WHAT TO PRODUCE: Can you transcribe the data exactly? Leave the pictures out.
━━━━
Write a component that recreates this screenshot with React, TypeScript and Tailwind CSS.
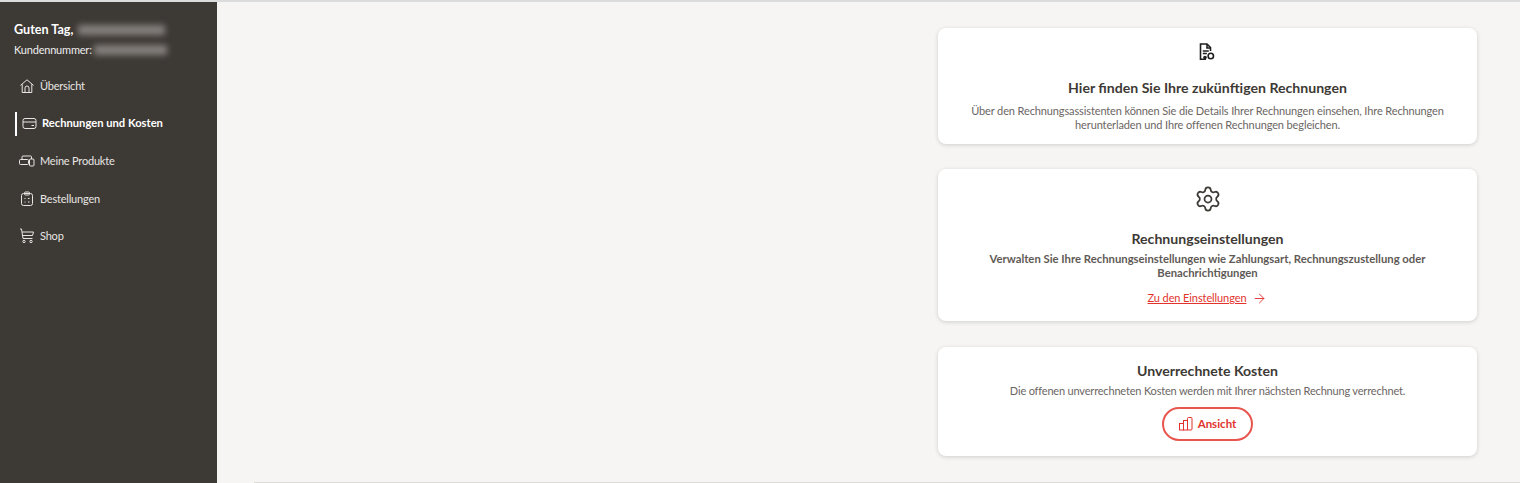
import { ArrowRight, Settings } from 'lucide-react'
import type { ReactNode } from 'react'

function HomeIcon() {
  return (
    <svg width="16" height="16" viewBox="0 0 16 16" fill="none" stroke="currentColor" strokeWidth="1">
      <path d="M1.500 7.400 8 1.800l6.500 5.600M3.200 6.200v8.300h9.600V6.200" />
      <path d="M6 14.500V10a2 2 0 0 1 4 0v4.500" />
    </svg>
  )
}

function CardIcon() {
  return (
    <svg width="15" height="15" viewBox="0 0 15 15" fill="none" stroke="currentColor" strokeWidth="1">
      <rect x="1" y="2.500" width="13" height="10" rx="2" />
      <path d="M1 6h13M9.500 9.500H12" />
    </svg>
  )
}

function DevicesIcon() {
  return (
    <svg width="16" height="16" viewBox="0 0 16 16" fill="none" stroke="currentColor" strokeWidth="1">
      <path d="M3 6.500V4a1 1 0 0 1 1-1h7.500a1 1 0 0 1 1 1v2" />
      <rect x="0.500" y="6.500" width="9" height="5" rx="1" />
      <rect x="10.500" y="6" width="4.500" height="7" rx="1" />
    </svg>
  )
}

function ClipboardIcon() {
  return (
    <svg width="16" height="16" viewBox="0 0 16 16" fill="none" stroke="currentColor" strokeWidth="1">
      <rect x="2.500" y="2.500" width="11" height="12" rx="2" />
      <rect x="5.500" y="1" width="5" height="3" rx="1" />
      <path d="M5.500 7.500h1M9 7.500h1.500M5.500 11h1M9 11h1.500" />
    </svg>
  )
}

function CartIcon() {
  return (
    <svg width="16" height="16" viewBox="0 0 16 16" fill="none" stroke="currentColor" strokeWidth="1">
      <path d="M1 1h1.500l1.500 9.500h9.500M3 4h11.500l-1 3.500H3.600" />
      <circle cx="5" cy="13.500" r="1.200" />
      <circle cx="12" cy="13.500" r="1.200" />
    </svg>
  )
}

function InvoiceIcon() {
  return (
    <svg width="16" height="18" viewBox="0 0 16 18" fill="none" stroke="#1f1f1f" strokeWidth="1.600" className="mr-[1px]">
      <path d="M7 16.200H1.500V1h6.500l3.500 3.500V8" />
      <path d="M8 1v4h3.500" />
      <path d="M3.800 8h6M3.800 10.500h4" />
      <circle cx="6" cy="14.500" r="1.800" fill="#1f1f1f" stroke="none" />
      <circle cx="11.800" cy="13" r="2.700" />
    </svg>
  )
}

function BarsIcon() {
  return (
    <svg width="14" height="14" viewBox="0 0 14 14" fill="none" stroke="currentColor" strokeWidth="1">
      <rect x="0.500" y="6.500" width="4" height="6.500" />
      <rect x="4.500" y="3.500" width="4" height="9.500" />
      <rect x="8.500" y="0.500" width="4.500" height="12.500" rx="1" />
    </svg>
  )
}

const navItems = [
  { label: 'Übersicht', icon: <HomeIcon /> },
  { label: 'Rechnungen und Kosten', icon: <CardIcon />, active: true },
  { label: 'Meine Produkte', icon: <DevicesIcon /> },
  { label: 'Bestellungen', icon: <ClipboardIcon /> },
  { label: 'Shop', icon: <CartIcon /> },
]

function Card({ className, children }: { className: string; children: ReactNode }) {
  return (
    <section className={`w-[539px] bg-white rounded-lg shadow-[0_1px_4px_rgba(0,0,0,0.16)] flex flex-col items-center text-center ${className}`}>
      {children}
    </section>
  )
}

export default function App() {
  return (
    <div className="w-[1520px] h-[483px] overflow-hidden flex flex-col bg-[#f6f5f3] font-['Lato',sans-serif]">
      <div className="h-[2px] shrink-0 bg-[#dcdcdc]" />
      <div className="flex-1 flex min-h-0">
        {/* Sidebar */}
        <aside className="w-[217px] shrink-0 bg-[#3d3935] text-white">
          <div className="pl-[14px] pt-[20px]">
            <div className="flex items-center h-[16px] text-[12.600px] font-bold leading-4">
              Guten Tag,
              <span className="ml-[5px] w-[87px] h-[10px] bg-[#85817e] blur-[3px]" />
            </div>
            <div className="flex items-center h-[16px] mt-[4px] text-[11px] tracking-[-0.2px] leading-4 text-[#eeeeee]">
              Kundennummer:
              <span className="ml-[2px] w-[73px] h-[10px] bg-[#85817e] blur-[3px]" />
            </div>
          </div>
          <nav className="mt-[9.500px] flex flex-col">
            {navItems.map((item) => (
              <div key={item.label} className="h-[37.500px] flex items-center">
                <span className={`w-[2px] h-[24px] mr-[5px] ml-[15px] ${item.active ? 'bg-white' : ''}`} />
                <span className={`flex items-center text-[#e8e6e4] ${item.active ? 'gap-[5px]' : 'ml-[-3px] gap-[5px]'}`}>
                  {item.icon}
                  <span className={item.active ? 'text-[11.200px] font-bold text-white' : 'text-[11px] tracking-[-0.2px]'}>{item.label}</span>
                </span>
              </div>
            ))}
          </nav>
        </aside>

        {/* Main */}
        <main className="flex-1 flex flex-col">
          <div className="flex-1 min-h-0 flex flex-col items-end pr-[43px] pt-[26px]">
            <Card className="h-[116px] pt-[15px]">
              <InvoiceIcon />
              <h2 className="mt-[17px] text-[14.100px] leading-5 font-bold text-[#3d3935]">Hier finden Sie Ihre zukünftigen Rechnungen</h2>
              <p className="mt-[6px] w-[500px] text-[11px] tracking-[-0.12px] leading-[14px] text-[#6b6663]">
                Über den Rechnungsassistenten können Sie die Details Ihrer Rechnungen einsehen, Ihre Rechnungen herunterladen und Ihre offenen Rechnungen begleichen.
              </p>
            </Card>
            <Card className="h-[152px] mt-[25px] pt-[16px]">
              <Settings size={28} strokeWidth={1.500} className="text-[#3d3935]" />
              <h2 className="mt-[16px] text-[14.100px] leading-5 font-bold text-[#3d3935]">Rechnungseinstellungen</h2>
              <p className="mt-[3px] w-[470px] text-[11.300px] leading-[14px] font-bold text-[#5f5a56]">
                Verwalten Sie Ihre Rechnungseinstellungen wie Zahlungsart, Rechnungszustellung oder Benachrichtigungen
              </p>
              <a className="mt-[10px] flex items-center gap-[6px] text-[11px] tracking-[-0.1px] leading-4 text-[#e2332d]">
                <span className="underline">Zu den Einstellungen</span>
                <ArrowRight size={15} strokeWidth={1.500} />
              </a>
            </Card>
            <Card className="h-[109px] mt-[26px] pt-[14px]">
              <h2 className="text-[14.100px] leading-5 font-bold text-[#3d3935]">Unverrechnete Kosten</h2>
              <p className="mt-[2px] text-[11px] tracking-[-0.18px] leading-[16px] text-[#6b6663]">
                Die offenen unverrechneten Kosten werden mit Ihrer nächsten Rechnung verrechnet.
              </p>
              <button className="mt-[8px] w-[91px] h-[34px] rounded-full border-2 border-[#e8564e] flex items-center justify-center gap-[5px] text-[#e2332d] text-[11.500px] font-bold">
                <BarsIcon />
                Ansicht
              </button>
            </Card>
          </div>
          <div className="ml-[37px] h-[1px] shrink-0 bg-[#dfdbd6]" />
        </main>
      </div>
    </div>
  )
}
━━━━
RESULT OF THE TASK:
Write a component that recreates this screenshot with React, TypeScript and Tailwind CSS.
import { ArrowRight, Settings } from 'lucide-react'
import type { ReactNode } from 'react'

function HomeIcon() {
  return (
    <svg width="16" height="16" viewBox="0 0 16 16" fill="none" stroke="currentColor" strokeWidth="1">
      <path d="M1.500 7.400 8 1.800l6.500 5.600M3.200 6.200v8.300h9.600V6.200" />
      <path d="M6 14.500V10a2 2 0 0 1 4 0v4.500" />
    </svg>
  )
}

function CardIcon() {
  return (
    <svg width="15" height="15" viewBox="0 0 15 15" fill="none" stroke="currentColor" strokeWidth="1">
      <rect x="1" y="2.500" width="13" height="10" rx="2" />
      <path d="M1 6h13M9.500 9.500H12" />
    </svg>
  )
}

function DevicesIcon() {
  return (
    <svg width="16" height="16" viewBox="0 0 16 16" fill="none" stroke="currentColor" strokeWidth="1">
      <path d="M3 6.500V4a1 1 0 0 1 1-1h7.500a1 1 0 0 1 1 1v2" />
      <rect x="0.500" y="6.500" width="9" height="5" rx="1" />
      <rect x="10.500" y="6" width="4.500" height="7" rx="1" />
    </svg>
  )
}

function ClipboardIcon() {
  return (
    <svg width="16" height="16" viewBox="0 0 16 16" fill="none" stroke="currentColor" strokeWidth="1">
      <rect x="2.500" y="2.500" width="11" height="12" rx="2" />
      <rect x="5.500" y="1" width="5" height="3" rx="1" />
      <path d="M5.500 7.500h1M9 7.500h1.500M5.500 11h1M9 11h1.500" />
    </svg>
  )
}

function CartIcon() {
  return (
    <svg width="16" height="16" viewBox="0 0 16 16" fill="none" stroke="currentColor" strokeWidth="1">
      <path d="M1 1h1.500l1.500 9.500h9.500M3 4h11.500l-1 3.500H3.600" />
      <circle cx="5" cy="13.500" r="1.200" />
      <circle cx="12" cy="13.500" r="1.200" />
    </svg>
  )
}

function InvoiceIcon() {
  return (
    <svg width="16" height="18" viewBox="0 0 16 18" fill="none" stroke="#1f1f1f" strokeWidth="1.600" className="mr-[1px]">
      <path d="M7 16.200H1.500V1h6.500l3.500 3.500V8" />
      <path d="M8 1v4h3.500" />
      <path d="M3.800 8h6M3.800 10.500h4" />
      <circle cx="6" cy="14.500" r="1.800" fill="#1f1f1f" stroke="none" />
      <circle cx="11.800" cy="13" r="2.700" />
    </svg>
  )
}

function BarsIcon() {
  return (
    <svg width="14" height="14" viewBox="0 0 14 14" fill="none" stroke="currentColor" strokeWidth="1">
      <rect x="0.500" y="6.500" width="4" height="6.500" />
      <rect x="4.500" y="3.500" width="4" height="9.500" />
      <rect x="8.500" y="0.500" width="4.500" height="12.500" rx="1" />
    </svg>
  )
}

const navItems = [
  { label: 'Übersicht', icon: <HomeIcon /> },
  { label: 'Rechnungen und Kosten', icon: <CardIcon />, active: true },
  { label: 'Meine Produkte', icon: <DevicesIcon /> },
  { label: 'Bestellungen', icon: <ClipboardIcon /> },
  { label: 'Shop', icon: <CartIcon /> },
]

function Card({ className, children }: { className: string; children: ReactNode }) {
  return (
    <section className={`w-[539px] bg-white rounded-lg shadow-[0_1px_4px_rgba(0,0,0,0.16)] flex flex-col items-center text-center ${className}`}>
      {children}
    </section>
  )
}

export default function App() {
  return (
    <div className="w-[1520px] h-[483px] overflow-hidden flex flex-col bg-[#f6f5f3] font-['Lato',sans-serif]">
      <div className="h-[2px] shrink-0 bg-[#dcdcdc]" />
      <div className="flex-1 flex min-h-0">
        {/* Sidebar */}
        <aside className="w-[217px] shrink-0 bg-[#3d3935] text-white">
          <div className="pl-[14px] pt-[20px]">
            <div className="flex items-center h-[16px] text-[12.600px] font-bold leading-4">
              Guten Tag,
              <span className="ml-[5px] w-[87px] h-[10px] bg-[#85817e] blur-[3px]" />
            </div>
            <div className="flex items-center h-[16px] mt-[4px] text-[11px] tracking-[-0.2px] leading-4 text-[#eeeeee]">
              Kundennummer:
              <span className="ml-[2px] w-[73px] h-[10px] bg-[#85817e] blur-[3px]" />
            </div>
          </div>
          <nav className="mt-[9.500px] flex flex-col">
            {navItems.map((item) => (
              <div key={item.label} className="h-[37.500px] flex items-center">
                <span className={`w-[2px] h-[24px] mr-[5px] ml-[15px] ${item.active ? 'bg-white' : ''}`} />
                <span className={`flex items-center text-[#e8e6e4] ${item.active ? 'gap-[5px]' : 'ml-[-3px] gap-[5px]'}`}>
                  {item.icon}
                  <span className={item.active ? 'text-[11.200px] font-bold text-white' : 'text-[11px] tracking-[-0.2px]'}>{item.label}</span>
                </span>
              </div>
            ))}
          </nav>
        </aside>

        {/* Main */}
        <main className="flex-1 flex flex-col">
          <div className="flex-1 min-h-0 flex flex-col items-end pr-[43px] pt-[26px]">
            <Card className="h-[116px] pt-[15px]">
              <InvoiceIcon />
              <h2 className="mt-[17px] text-[14.100px] leading-5 font-bold text-[#3d3935]">Hier finden Sie Ihre zukünftigen Rechnungen</h2>
              <p className="mt-[6px] w-[500px] text-[11px] tracking-[-0.12px] leading-[14px] text-[#6b6663]">
                Über den Rechnungsassistenten können Sie die Details Ihrer Rechnungen einsehen, Ihre Rechnungen herunterladen und Ihre offenen Rechnungen begleichen.
              </p>
            </Card>
            <Card className="h-[152px] mt-[25px] pt-[16px]">
              <Settings size={28} strokeWidth={1.500} className="text-[#3d3935]" />
              <h2 className="mt-[16px] text-[14.100px] leading-5 font-bold text-[#3d3935]">Rechnungseinstellungen</h2>
              <p className="mt-[3px] w-[470px] text-[11.300px] leading-[14px] font-bold text-[#5f5a56]">
                Verwalten Sie Ihre Rechnungseinstellungen wie Zahlungsart, Rechnungszustellung oder Benachrichtigungen
              </p>
              <a className="mt-[10px] flex items-center gap-[6px] text-[11px] tracking-[-0.1px] leading-4 text-[#e2332d]">
                <span className="underline">Zu den Einstellungen</span>
                <ArrowRight size={15} strokeWidth={1.500} />
              </a>
            </Card>
            <Card className="h-[109px] mt-[26px] pt-[14px]">
              <h2 className="text-[14.100px] leading-5 font-bold text-[#3d3935]">Unverrechnete Kosten</h2>
              <p className="mt-[2px] text-[11px] tracking-[-0.18px] leading-[16px] text-[#6b6663]">
                Die offenen unverrechneten Kosten werden mit Ihrer nächsten Rechnung verrechnet.
              </p>
              <button className="mt-[8px] w-[91px] h-[34px] rounded-full border-2 border-[#e8564e] flex items-center justify-center gap-[5px] text-[#e2332d] text-[11.500px] font-bold">
                <BarsIcon />
                Ansicht
              </button>
            </Card>
          </div>
          <div className="ml-[37px] h-[1px] shrink-0 bg-[#dfdbd6]" />
        </main>
      </div>
    </div>
  )
}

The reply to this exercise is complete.